* [AIM]
Skip the images and return the records below exactly.

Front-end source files

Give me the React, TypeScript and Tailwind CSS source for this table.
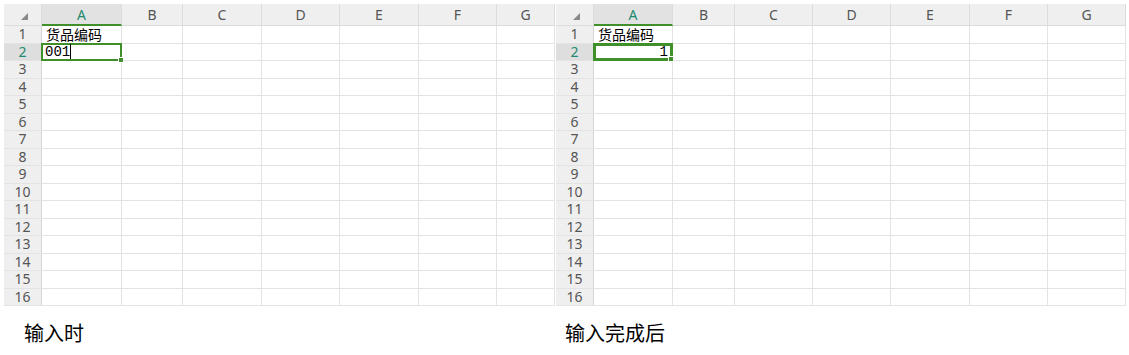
import React from 'react';

const COLS = ['A', 'B', 'C', 'D', 'E', 'F', 'G'];
const ROWS = Array.from({ length: 16 }, (_, i) => i + 1);

interface SheetProps {
  widths: number[];
  value: string;
  editing?: boolean;
}

const Sheet = ({ widths, value, editing }: SheetProps) => {
  return (
    <div className="flex flex-col font-['Noto_Sans','Noto_Sans_CJK_SC',sans-serif] text-[14px]">
      {/* column header */}
      <div className="flex h-[22px] bg-[#efefef] border-b border-[#dcdcdc]">
        <div className="w-[38px] shrink-0 flex items-center justify-center border-r border-[#dcdcdc]">
          <svg width="7" height="7" viewBox="0 0 7 7" className="mt-[3px] ml-[3px]">
            <path d="M7 0 L7 7 L0 7 Z" fill="#8a8a8a" />
          </svg>
        </div>
        {COLS.map((c, i) => (
          <div
            key={c}
            style={{ width: widths[i] }}
            className={
              'shrink-0 flex items-center justify-center border-r border-[#dcdcdc] ' +
              (i === 0 ? 'bg-[#e2e2e2] text-[#1f8a70] border-b-2 border-b-[#3f8f2a] -mb-px' : 'text-[#555]')
            }
          >
            {c}
          </div>
        ))}
      </div>
      {/* rows */}
      {ROWS.map((r) => (
        <div key={r} className="flex h-[17.5px] border-b border-[#e3e3e3]">
          <div
            className={
              'w-[38px] shrink-0 flex items-center justify-center border-r border-[#d6d6d6] leading-none ' +
              (r === 2 ? 'bg-[#dedede] text-[#1f8a70]' : 'bg-[#efefef] text-[#555]')
            }
          >
            {r}
          </div>
          {COLS.map((c, i) => (
            <div
              key={c}
              style={{ width: widths[i] }}
              className="shrink-0 relative border-r border-[#e3e3e3] flex items-center"
            >
              {r === 1 && i === 0 && (
                <span className="pl-[4px] text-black text-[14px] leading-none font-['Noto_Sans_CJK_SC',sans-serif]">货品编码</span>
              )}
              {r === 2 && i === 0 && (
                <div
                  className={
                    'absolute -left-px -top-px right-[-1px] bottom-[-1px] border-[#3f8f2a] flex items-center z-10 ' +
                    (editing ? 'border-2 justify-start' : 'border-[3px] justify-end')
                  }
                >
                  <span className="px-[2px] text-black text-[14px] leading-none font-['Liberation_Mono',monospace]">
                    {value}
                  </span>
                  {editing && <span className="-ml-[2px] w-px h-[15px] bg-black" />}
                  <span className="absolute right-[-4px] bottom-[-4px] w-[6px] h-[6px] bg-[#3f8f2a] border border-white" />
                </div>
              )}
            </div>
          ))}
        </div>
      ))}
    </div>
  );
};

export default function App() {
  return (
    <div className="w-[1129px] h-[355px] bg-white flex flex-col pt-[4px] pl-[4px]">
      <div className="flex gap-px">
        <Sheet widths={[80, 61, 79, 78, 79, 78, 58]} value="001" editing />
        <Sheet widths={[79, 62, 78, 78, 79, 78, 78]} value="1" />
      </div>
      <div className="flex mt-[15px] text-[20px] leading-[24px] text-black font-['Noto_Sans_CJK_SC',sans-serif]">
        <span className="w-[543px] pl-[20px]">输入时</span>
        <span className="pl-[18px]">输入完成后</span>
      </div>
    </div>
  );
}
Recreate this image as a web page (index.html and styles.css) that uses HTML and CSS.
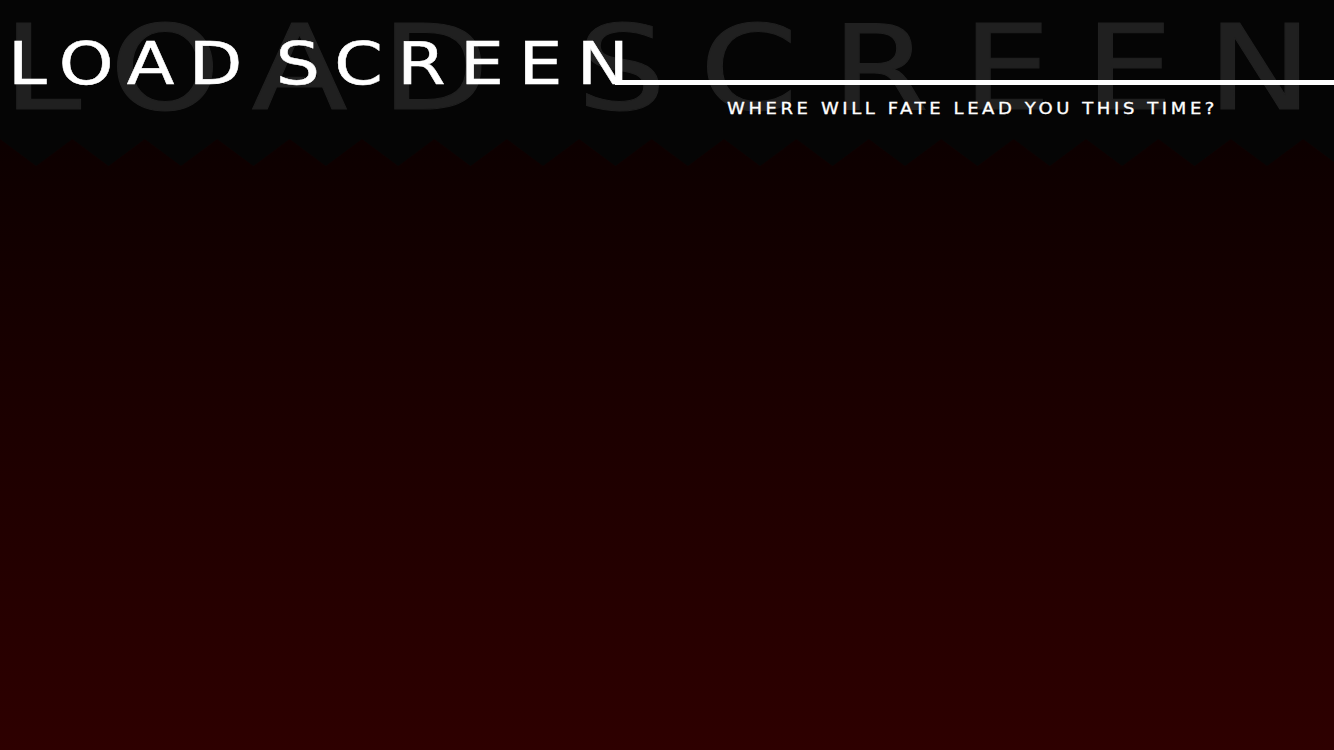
FILE: index.html
```html
<!DOCTYPE html>
<html lang="en">
<head>
<meta charset="utf-8">
<title>Load Screen</title>
<link rel="stylesheet" href="styles.css">
</head>
<body>
<header class="masthead">
  <div class="ghost" aria-hidden="true">LOAD SCREEN</div>
  <div class="title-row">
    <h1 class="title">LOAD SCREEN</h1>
    <span class="rule"></span>
  </div>
  <p class="tagline">WHERE WILL FATE LEAD YOU THIS TIME?</p>
</header>
<div class="teeth">
  <svg width="100%" height="27" xmlns="http://www.w3.org/2000/svg">
    <defs>
      <pattern id="zig" width="72.4" height="27" patternUnits="userSpaceOnUse">
        <polygon points="0,0 72.4,0 36.2,27" fill="#050505"/>
      </pattern>
    </defs>
    <rect width="100%" height="27" fill="url(#zig)"/>
  </svg>
</div>
<main class="stage"></main>
</body>
</html>
```

FILE: styles.css
```css
html, body {
  margin: 0;
  padding: 0;
  height: 750px;
  overflow: hidden;
}

body {
  background: linear-gradient(to bottom, #050000 0%, #2e0000 100%);
  font-family: "DejaVu Sans", "Liberation Sans", sans-serif;
  color: #ffffff;
}

.masthead {
  position: relative;
  height: 139px;
  background: #050505;
  overflow: hidden;
}

.ghost {
  position: absolute;
  left: 3px;
  top: 10px;
  font-size: 117px;
  line-height: 1;
  letter-spacing: 28px;
  word-spacing: -20px;
  color: #202020;
  -webkit-text-stroke: 1px #202020;
  white-space: nowrap;
  transform: scaleX(1.2);
  transform-origin: left center;
  z-index: 0;
}

.title-row {
  position: relative;
  z-index: 1;
  display: flex;
  align-items: flex-start;
  padding-top: 35px;
  padding-left: 8px;
}

.title {
  margin: 0;
  font-size: 58px;
  line-height: 1;
  font-weight: normal;
  letter-spacing: 12px;
  word-spacing: -14.6px;
  white-space: nowrap;
  -webkit-text-stroke: 0.5px #ffffff;
  transform: scaleX(1.2);
  transform-origin: left center;
}

.rule {
  flex: 1;
  height: 5px;
  margin-top: 45px;
  margin-left: 78px;
  background: #ffffff;
}

.tagline {
  position: relative;
  z-index: 1;
  margin: 9px 0 0 727px;
  font-size: 15px;
  line-height: 1;
  letter-spacing: 3px;
  white-space: nowrap;
  -webkit-text-stroke: 0.3px #ffffff;
  transform: scaleX(1.2);
  transform-origin: left center;
}

.teeth {
  height: 27px;
  line-height: 0;
}

.teeth svg {
  display: block;
}

.stage {
  height: 584px;
}
```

* [WRITTEN RESPONSE]
Give me the React, TypeScript and Tailwind CSS source for this table.
import React from 'react';

const COLS = ['A', 'B', 'C', 'D', 'E', 'F', 'G'];
const ROWS = Array.from({ length: 16 }, (_, i) => i + 1);

interface SheetProps {
  widths: number[];
  value: string;
  editing?: boolean;
}

const Sheet = ({ widths, value, editing }: SheetProps) => {
  return (
    <div className="flex flex-col font-['Noto_Sans','Noto_Sans_CJK_SC',sans-serif] text-[14px]">
      {/* column header */}
      <div className="flex h-[22px] bg-[#efefef] border-b border-[#dcdcdc]">
        <div className="w-[38px] shrink-0 flex items-center justify-center border-r border-[#dcdcdc]">
          <svg width="7" height="7" viewBox="0 0 7 7" className="mt-[3px] ml-[3px]">
            <path d="M7 0 L7 7 L0 7 Z" fill="#8a8a8a" />
          </svg>
        </div>
        {COLS.map((c, i) => (
          <div
            key={c}
            style={{ width: widths[i] }}
            className={
              'shrink-0 flex items-center justify-center border-r border-[#dcdcdc] ' +
              (i === 0 ? 'bg-[#e2e2e2] text-[#1f8a70] border-b-2 border-b-[#3f8f2a] -mb-px' : 'text-[#555]')
            }
          >
            {c}
          </div>
        ))}
      </div>
      {/* rows */}
      {ROWS.map((r) => (
        <div key={r} className="flex h-[17.5px] border-b border-[#e3e3e3]">
          <div
            className={
              'w-[38px] shrink-0 flex items-center justify-center border-r border-[#d6d6d6] leading-none ' +
              (r === 2 ? 'bg-[#dedede] text-[#1f8a70]' : 'bg-[#efefef] text-[#555]')
            }
          >
            {r}
          </div>
          {COLS.map((c, i) => (
            <div
              key={c}
              style={{ width: widths[i] }}
              className="shrink-0 relative border-r border-[#e3e3e3] flex items-center"
            >
              {r === 1 && i === 0 && (
                <span className="pl-[4px] text-black text-[14px] leading-none font-['Noto_Sans_CJK_SC',sans-serif]">货品编码</span>
              )}
              {r === 2 && i === 0 && (
                <div
                  className={
                    'absolute -left-px -top-px right-[-1px] bottom-[-1px] border-[#3f8f2a] flex items-center z-10 ' +
                    (editing ? 'border-2 justify-start' : 'border-[3px] justify-end')
                  }
                >
                  <span className="px-[2px] text-black text-[14px] leading-none font-['Liberation_Mono',monospace]">
                    {value}
                  </span>
                  {editing && <span className="-ml-[2px] w-px h-[15px] bg-black" />}
                  <span className="absolute right-[-4px] bottom-[-4px] w-[6px] h-[6px] bg-[#3f8f2a] border border-white" />
                </div>
              )}
            </div>
          ))}
        </div>
      ))}
    </div>
  );
};

export default function App() {
  return (
    <div className="w-[1129px] h-[355px] bg-white flex flex-col pt-[4px] pl-[4px]">
      <div className="flex gap-px">
        <Sheet widths={[80, 61, 79, 78, 79, 78, 58]} value="001" editing />
        <Sheet widths={[79, 62, 78, 78, 79, 78, 78]} value="1" />
      </div>
      <div className="flex mt-[15px] text-[20px] leading-[24px] text-black font-['Noto_Sans_CJK_SC',sans-serif]">
        <span className="w-[543px] pl-[20px]">输入时</span>
        <span className="pl-[18px]">输入完成后</span>
      </div>
    </div>
  );
}
Recreate this image as a web page (index.html and styles.css) that uses HTML and CSS.
FILE: index.html
```html
<!DOCTYPE html>
<html lang="en">
<head>
<meta charset="utf-8">
<title>Load Screen</title>
<link rel="stylesheet" href="styles.css">
</head>
<body>
<header class="masthead">
  <div class="ghost" aria-hidden="true">LOAD SCREEN</div>
  <div class="title-row">
    <h1 class="title">LOAD SCREEN</h1>
    <span class="rule"></span>
  </div>
  <p class="tagline">WHERE WILL FATE LEAD YOU THIS TIME?</p>
</header>
<div class="teeth">
  <svg width="100%" height="27" xmlns="http://www.w3.org/2000/svg">
    <defs>
      <pattern id="zig" width="72.4" height="27" patternUnits="userSpaceOnUse">
        <polygon points="0,0 72.4,0 36.2,27" fill="#050505"/>
      </pattern>
    </defs>
    <rect width="100%" height="27" fill="url(#zig)"/>
  </svg>
</div>
<main class="stage"></main>
</body>
</html>
```

FILE: styles.css
```css
html, body {
  margin: 0;
  padding: 0;
  height: 750px;
  overflow: hidden;
}

body {
  background: linear-gradient(to bottom, #050000 0%, #2e0000 100%);
  font-family: "DejaVu Sans", "Liberation Sans", sans-serif;
  color: #ffffff;
}

.masthead {
  position: relative;
  height: 139px;
  background: #050505;
  overflow: hidden;
}

.ghost {
  position: absolute;
  left: 3px;
  top: 10px;
  font-size: 117px;
  line-height: 1;
  letter-spacing: 28px;
  word-spacing: -20px;
  color: #202020;
  -webkit-text-stroke: 1px #202020;
  white-space: nowrap;
  transform: scaleX(1.2);
  transform-origin: left center;
  z-index: 0;
}

.title-row {
  position: relative;
  z-index: 1;
  display: flex;
  align-items: flex-start;
  padding-top: 35px;
  padding-left: 8px;
}

.title {
  margin: 0;
  font-size: 58px;
  line-height: 1;
  font-weight: normal;
  letter-spacing: 12px;
  word-spacing: -14.6px;
  white-space: nowrap;
  -webkit-text-stroke: 0.5px #ffffff;
  transform: scaleX(1.2);
  transform-origin: left center;
}

.rule {
  flex: 1;
  height: 5px;
  margin-top: 45px;
  margin-left: 78px;
  background: #ffffff;
}

.tagline {
  position: relative;
  z-index: 1;
  margin: 9px 0 0 727px;
  font-size: 15px;
  line-height: 1;
  letter-spacing: 3px;
  white-space: nowrap;
  -webkit-text-stroke: 0.3px #ffffff;
  transform: scaleX(1.2);
  transform-origin: left center;
}

.teeth {
  height: 27px;
  line-height: 0;
}

.teeth svg {
  display: block;
}

.stage {
  height: 584px;
}
```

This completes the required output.